● **WRITTEN PROBLEM**
Leave out the pictures and repeat the rest of the material exactly.

=-=-=

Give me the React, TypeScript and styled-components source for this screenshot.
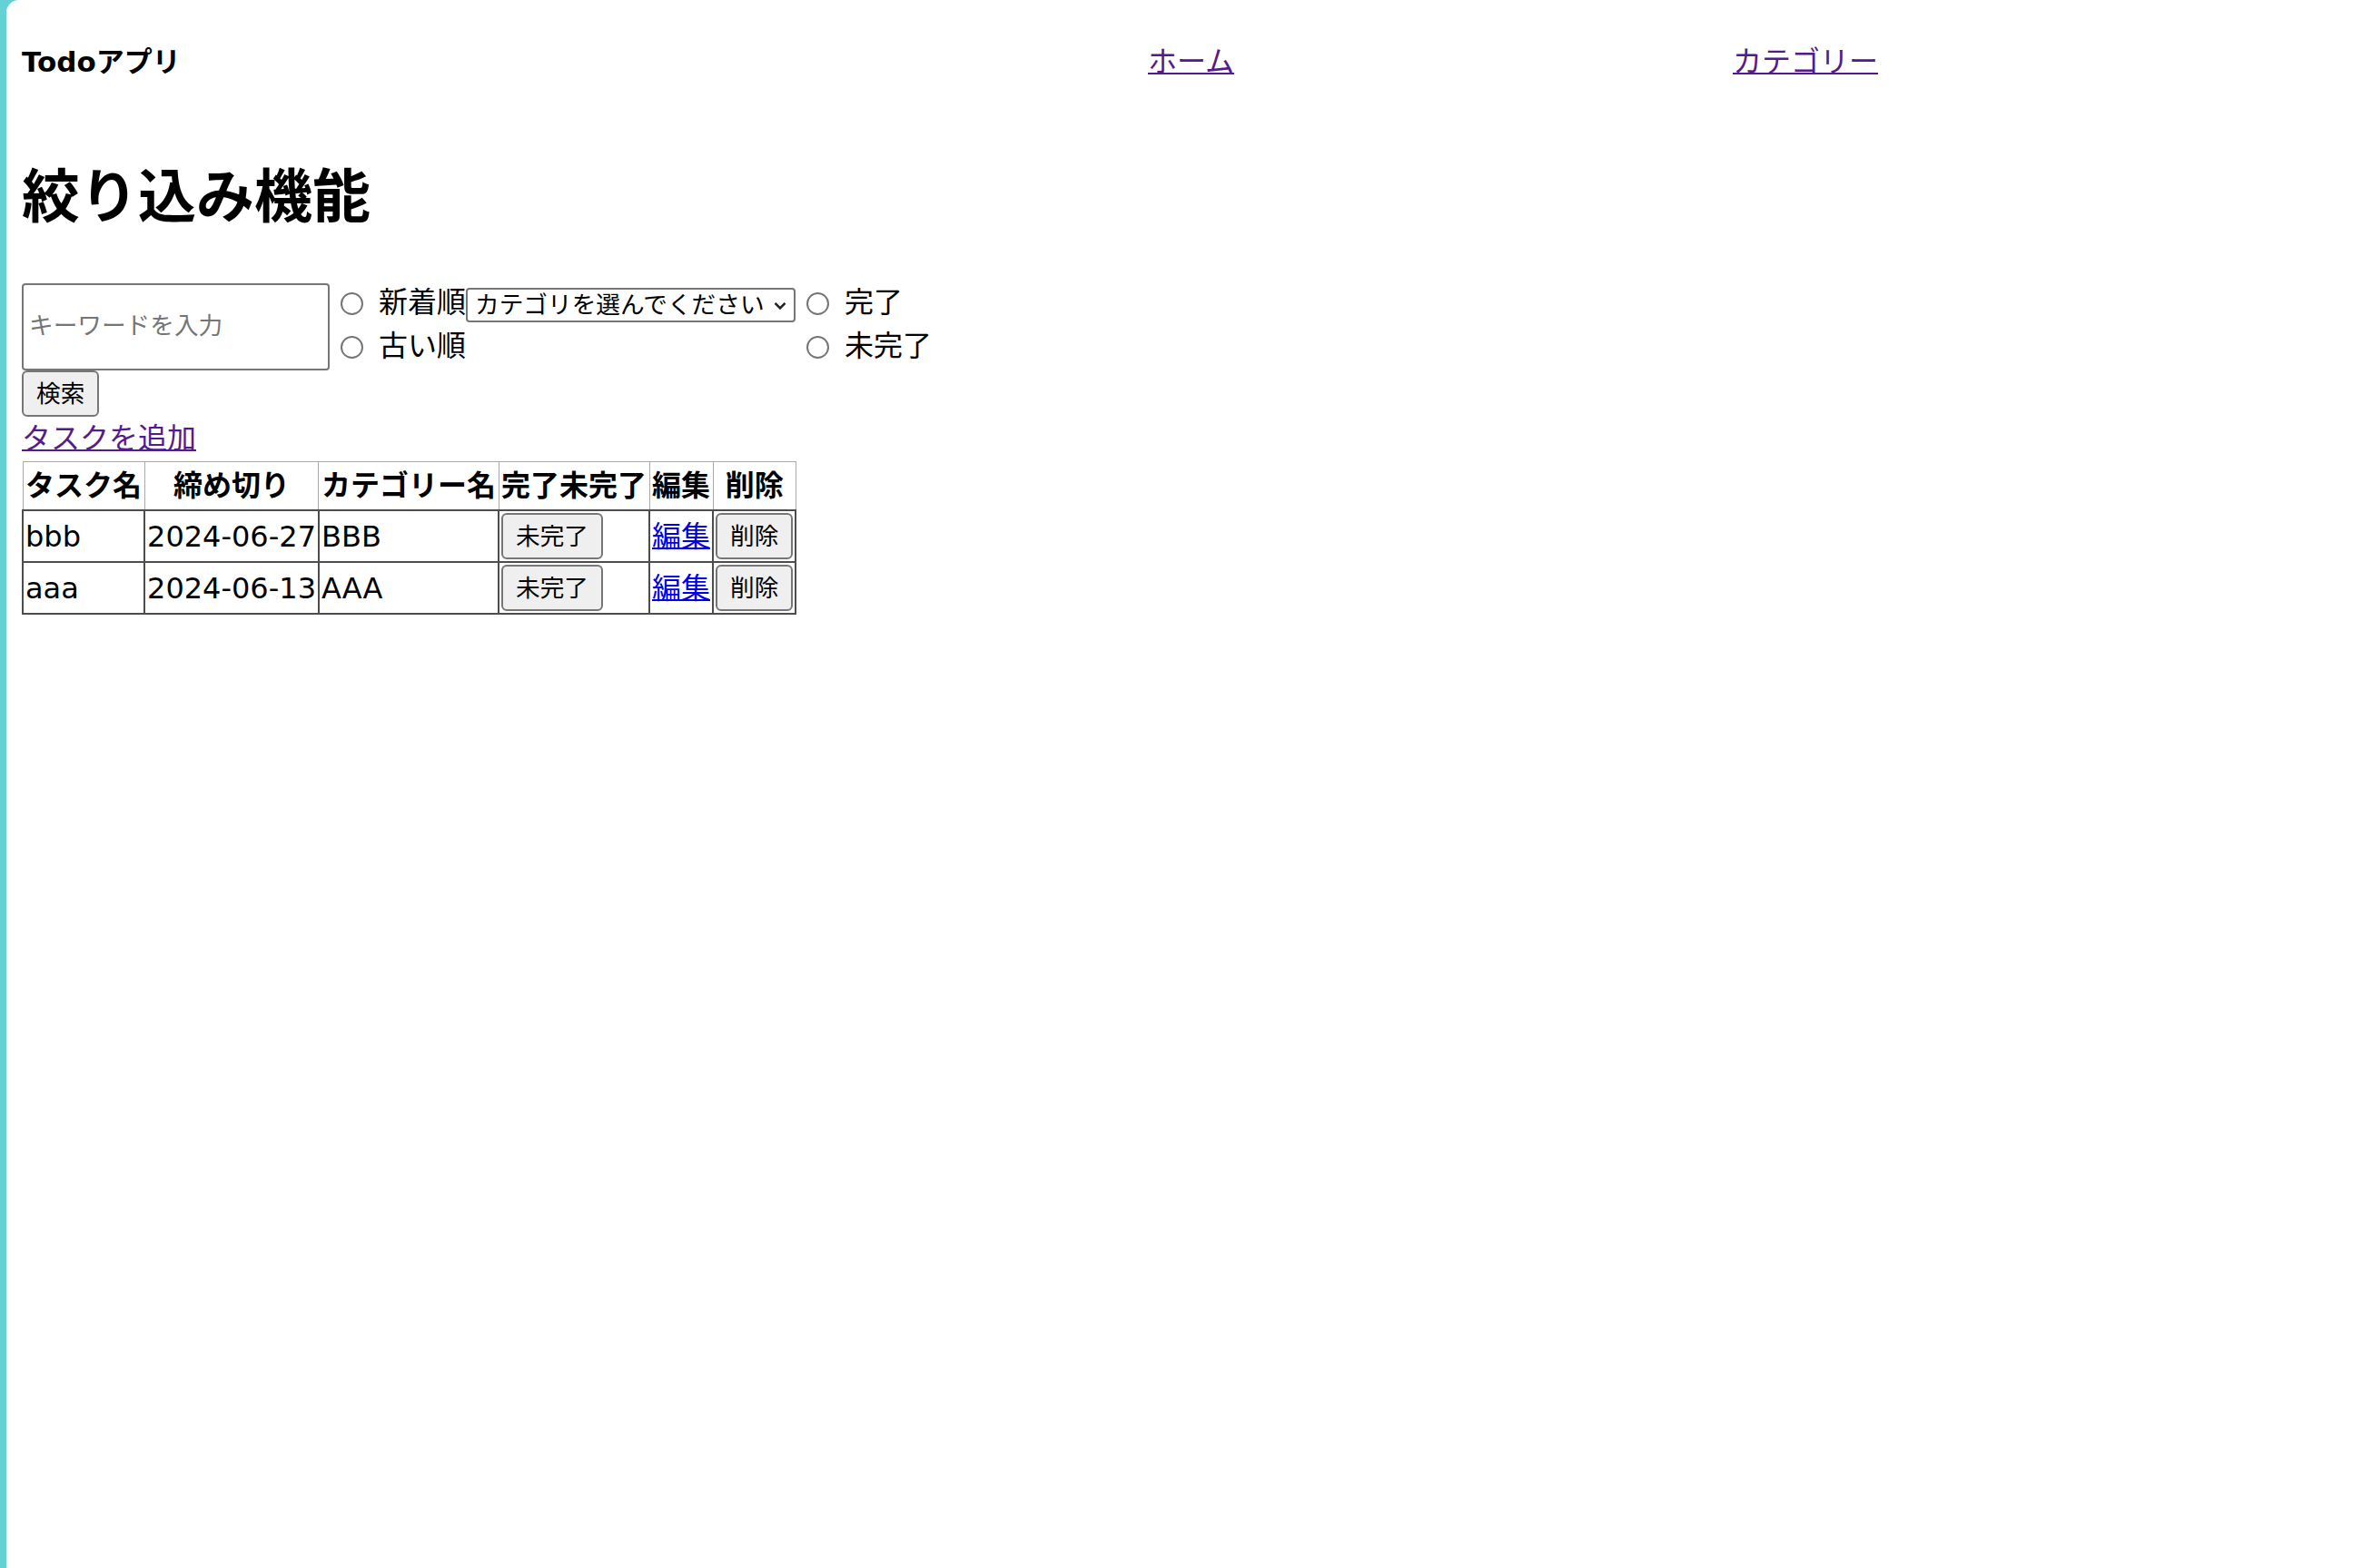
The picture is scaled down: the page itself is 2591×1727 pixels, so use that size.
import React from "react";
import styled, { createGlobalStyle } from "styled-components";

const GlobalStyle = createGlobalStyle`
  html, body { margin: 0; padding: 0; }
  body {
    background: #62d2d4;
    font-family: "DejaVu Sans", "Noto Sans CJK JP", sans-serif;
    color: #000;
  }
`;

const Page = styled.div`
  margin-left: 7px;
  min-height: 100vh;
  background: #fff;
  border-top-left-radius: 14px;
  padding: 16px 17px;
  box-sizing: border-box;
`;

const Header = styled.header`
  display: grid;
  grid-template-columns: 1240px 644px 1fr;
  align-items: baseline;
  padding: 28px 0;
`;

const Title = styled.div`
  font-size: 31px;
  font-weight: bold;
  line-height: 48px;
`;

const NavLink = styled.a`
  justify-self: start;
  font-size: 32px;
  line-height: 48px;
  color: #551a8b;
  text-decoration: underline;
  text-decoration-thickness: 2px;
`;

const Heading = styled.h1`
  font-size: 64px;
  font-weight: bold;
  line-height: 96px;
  margin: 49px 0 47px;
`;

const FilterRow = styled.div`
  display: flex;
  align-items: stretch;
`;

const KeywordInput = styled.input`
  width: 339px;
  box-sizing: border-box;
  border: 2px solid #767676;
  border-radius: 4px;
  padding: 0 6px 4px;
  font-size: 26.67px;
  font-family: inherit;
  color: #000;
  &::placeholder {
    color: #757575;
  }
`;

const RadioGroup = styled.div`
  display: flex;
  flex-direction: column;
`;

const RadioLabel = styled.label`
  display: flex;
  align-items: center;
  box-sizing: border-box;
  height: 48px;
  padding-bottom: 6px;
  font-size: 32px;
  line-height: 42px;
`;

const Radio = styled.input`
  appearance: none;
  width: 25px;
  height: 25px;
  box-sizing: border-box;
  border: 2px solid #767676;
  border-radius: 50%;
  background: #fff;
  margin: 2px 17px 0 12px;
`;

const SelectWrap = styled.div`
  position: relative;
  align-self: flex-start;
  margin-top: 5px;
`;

const Select = styled.select`
  appearance: none;
  width: 363px;
  height: 38px;
  box-sizing: border-box;
  border: 2px solid #767676;
  border-radius: 4px;
  padding: 0 30px 0 8px;
  font-size: 26.67px;
  font-family: inherit;
  line-height: 34px;
  background: #fff;
  color: #000;
`;

const Chevron = styled.svg`
  position: absolute;
  right: 10px;
  top: 50%;
  transform: translateY(-40%);
  pointer-events: none;
`;

const Button = styled.button<{ $block?: boolean }>`
  display: ${(p) => (p.$block ? "block" : "inline-block")};
  font-size: 26.67px;
  font-family: inherit;
  line-height: 43px;
  padding: 2px 14px;
  border: 2px solid #767676;
  border-radius: 6px;
  background: #efefef;
  color: #000;
  margin: 0;
`;

const LinkLine = styled.div`
  font-size: 32px;
  line-height: 48px;
`;

const TextLink = styled.a<{ $visited?: boolean }>`
  color: ${(p) => (p.$visited ? "#551a8b" : "#0000ee")};
  text-decoration: underline;
  text-decoration-thickness: 2px;
`;

const Table = styled.table`
  border-collapse: collapse;
  font-size: 32px;
  line-height: 48px;
  margin-top: 1px;
`;

const Th = styled.th`
  border: 1px solid #a9a9a9;
  padding: 2px 2.5px;
  font-weight: bold;
  white-space: nowrap;
`;

const Td = styled.td`
  border: 2px solid #4d4d4d;
  padding: 2px;
  white-space: nowrap;
  vertical-align: middle;
`;

const tasks = [
  { name: "bbb", deadline: "2024-06-27", category: "BBB" },
  { name: "aaa", deadline: "2024-06-13", category: "AAA" },
];

export default function App() {
  return (
    <>
      <GlobalStyle />
      <Page>
        <Header>
          <Title>Todoアプリ</Title>
          <NavLink href="#">ホーム</NavLink>
          <NavLink href="#">カテゴリー</NavLink>
        </Header>
        <Heading>絞り込み機能</Heading>
        <FilterRow>
          <KeywordInput type="text" placeholder="キーワードを入力" />
          <RadioGroup>
            <RadioLabel>
              <Radio type="radio" name="order" />
              新着順
            </RadioLabel>
            <RadioLabel>
              <Radio type="radio" name="order" />
              古い順
            </RadioLabel>
          </RadioGroup>
          <SelectWrap>
            <Select defaultValue="">
              <option value="">カテゴリを選んでください</option>
              <option value="AAA">AAA</option>
              <option value="BBB">BBB</option>
            </Select>
            <Chevron width="14" height="9" viewBox="0 0 14 9">
              <polyline
                points="1.5,1.5 7,7 12.5,1.5"
                fill="none"
                stroke="#222"
                strokeWidth="2.6"
              />
            </Chevron>
          </SelectWrap>
          <RadioGroup>
            <RadioLabel>
              <Radio type="radio" name="done" />
              完了
            </RadioLabel>
            <RadioLabel>
              <Radio type="radio" name="done" />
              未完了
            </RadioLabel>
          </RadioGroup>
        </FilterRow>
        <Button $block>検索</Button>
        <LinkLine>
          <TextLink href="#" $visited>
            タスクを追加
          </TextLink>
        </LinkLine>
        <Table>
          <thead>
            <tr>
              <Th>タスク名</Th>
              <Th>締め切り</Th>
              <Th>カテゴリー名</Th>
              <Th>完了未完了</Th>
              <Th>編集</Th>
              <Th>削除</Th>
            </tr>
          </thead>
          <tbody>
            {tasks.map((t) => (
              <tr key={t.name}>
                <Td>{t.name}</Td>
                <Td>{t.deadline}</Td>
                <Td>{t.category}</Td>
                <Td>
                  <Button>未完了</Button>
                </Td>
                <Td>
                  <TextLink href="#">編集</TextLink>
                </Td>
                <Td>
                  <Button>削除</Button>
                </Td>
              </tr>
            ))}
          </tbody>
        </Table>
      </Page>
    </>
  );
}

=-=-=

● **FINISHED TASK**
Give me the React, TypeScript and styled-components source for this screenshot.
The picture is scaled down: the page itself is 2591×1727 pixels, so use that size.
import React from "react";
import styled, { createGlobalStyle } from "styled-components";

const GlobalStyle = createGlobalStyle`
  html, body { margin: 0; padding: 0; }
  body {
    background: #62d2d4;
    font-family: "DejaVu Sans", "Noto Sans CJK JP", sans-serif;
    color: #000;
  }
`;

const Page = styled.div`
  margin-left: 7px;
  min-height: 100vh;
  background: #fff;
  border-top-left-radius: 14px;
  padding: 16px 17px;
  box-sizing: border-box;
`;

const Header = styled.header`
  display: grid;
  grid-template-columns: 1240px 644px 1fr;
  align-items: baseline;
  padding: 28px 0;
`;

const Title = styled.div`
  font-size: 31px;
  font-weight: bold;
  line-height: 48px;
`;

const NavLink = styled.a`
  justify-self: start;
  font-size: 32px;
  line-height: 48px;
  color: #551a8b;
  text-decoration: underline;
  text-decoration-thickness: 2px;
`;

const Heading = styled.h1`
  font-size: 64px;
  font-weight: bold;
  line-height: 96px;
  margin: 49px 0 47px;
`;

const FilterRow = styled.div`
  display: flex;
  align-items: stretch;
`;

const KeywordInput = styled.input`
  width: 339px;
  box-sizing: border-box;
  border: 2px solid #767676;
  border-radius: 4px;
  padding: 0 6px 4px;
  font-size: 26.67px;
  font-family: inherit;
  color: #000;
  &::placeholder {
    color: #757575;
  }
`;

const RadioGroup = styled.div`
  display: flex;
  flex-direction: column;
`;

const RadioLabel = styled.label`
  display: flex;
  align-items: center;
  box-sizing: border-box;
  height: 48px;
  padding-bottom: 6px;
  font-size: 32px;
  line-height: 42px;
`;

const Radio = styled.input`
  appearance: none;
  width: 25px;
  height: 25px;
  box-sizing: border-box;
  border: 2px solid #767676;
  border-radius: 50%;
  background: #fff;
  margin: 2px 17px 0 12px;
`;

const SelectWrap = styled.div`
  position: relative;
  align-self: flex-start;
  margin-top: 5px;
`;

const Select = styled.select`
  appearance: none;
  width: 363px;
  height: 38px;
  box-sizing: border-box;
  border: 2px solid #767676;
  border-radius: 4px;
  padding: 0 30px 0 8px;
  font-size: 26.67px;
  font-family: inherit;
  line-height: 34px;
  background: #fff;
  color: #000;
`;

const Chevron = styled.svg`
  position: absolute;
  right: 10px;
  top: 50%;
  transform: translateY(-40%);
  pointer-events: none;
`;

const Button = styled.button<{ $block?: boolean }>`
  display: ${(p) => (p.$block ? "block" : "inline-block")};
  font-size: 26.67px;
  font-family: inherit;
  line-height: 43px;
  padding: 2px 14px;
  border: 2px solid #767676;
  border-radius: 6px;
  background: #efefef;
  color: #000;
  margin: 0;
`;

const LinkLine = styled.div`
  font-size: 32px;
  line-height: 48px;
`;

const TextLink = styled.a<{ $visited?: boolean }>`
  color: ${(p) => (p.$visited ? "#551a8b" : "#0000ee")};
  text-decoration: underline;
  text-decoration-thickness: 2px;
`;

const Table = styled.table`
  border-collapse: collapse;
  font-size: 32px;
  line-height: 48px;
  margin-top: 1px;
`;

const Th = styled.th`
  border: 1px solid #a9a9a9;
  padding: 2px 2.5px;
  font-weight: bold;
  white-space: nowrap;
`;

const Td = styled.td`
  border: 2px solid #4d4d4d;
  padding: 2px;
  white-space: nowrap;
  vertical-align: middle;
`;

const tasks = [
  { name: "bbb", deadline: "2024-06-27", category: "BBB" },
  { name: "aaa", deadline: "2024-06-13", category: "AAA" },
];

export default function App() {
  return (
    <>
      <GlobalStyle />
      <Page>
        <Header>
          <Title>Todoアプリ</Title>
          <NavLink href="#">ホーム</NavLink>
          <NavLink href="#">カテゴリー</NavLink>
        </Header>
        <Heading>絞り込み機能</Heading>
        <FilterRow>
          <KeywordInput type="text" placeholder="キーワードを入力" />
          <RadioGroup>
            <RadioLabel>
              <Radio type="radio" name="order" />
              新着順
            </RadioLabel>
            <RadioLabel>
              <Radio type="radio" name="order" />
              古い順
            </RadioLabel>
          </RadioGroup>
          <SelectWrap>
            <Select defaultValue="">
              <option value="">カテゴリを選んでください</option>
              <option value="AAA">AAA</option>
              <option value="BBB">BBB</option>
            </Select>
            <Chevron width="14" height="9" viewBox="0 0 14 9">
              <polyline
                points="1.5,1.5 7,7 12.5,1.5"
                fill="none"
                stroke="#222"
                strokeWidth="2.6"
              />
            </Chevron>
          </SelectWrap>
          <RadioGroup>
            <RadioLabel>
              <Radio type="radio" name="done" />
              完了
            </RadioLabel>
            <RadioLabel>
              <Radio type="radio" name="done" />
              未完了
            </RadioLabel>
          </RadioGroup>
        </FilterRow>
        <Button $block>検索</Button>
        <LinkLine>
          <TextLink href="#" $visited>
            タスクを追加
          </TextLink>
        </LinkLine>
        <Table>
          <thead>
            <tr>
              <Th>タスク名</Th>
              <Th>締め切り</Th>
              <Th>カテゴリー名</Th>
              <Th>完了未完了</Th>
              <Th>編集</Th>
              <Th>削除</Th>
            </tr>
          </thead>
          <tbody>
            {tasks.map((t) => (
              <tr key={t.name}>
                <Td>{t.name}</Td>
                <Td>{t.deadline}</Td>
                <Td>{t.category}</Td>
                <Td>
                  <Button>未完了</Button>
                </Td>
                <Td>
                  <TextLink href="#">編集</TextLink>
                </Td>
                <Td>
                  <Button>削除</Button>
                </Td>
              </tr>
            ))}
          </tbody>
        </Table>
      </Page>
    </>
  );
}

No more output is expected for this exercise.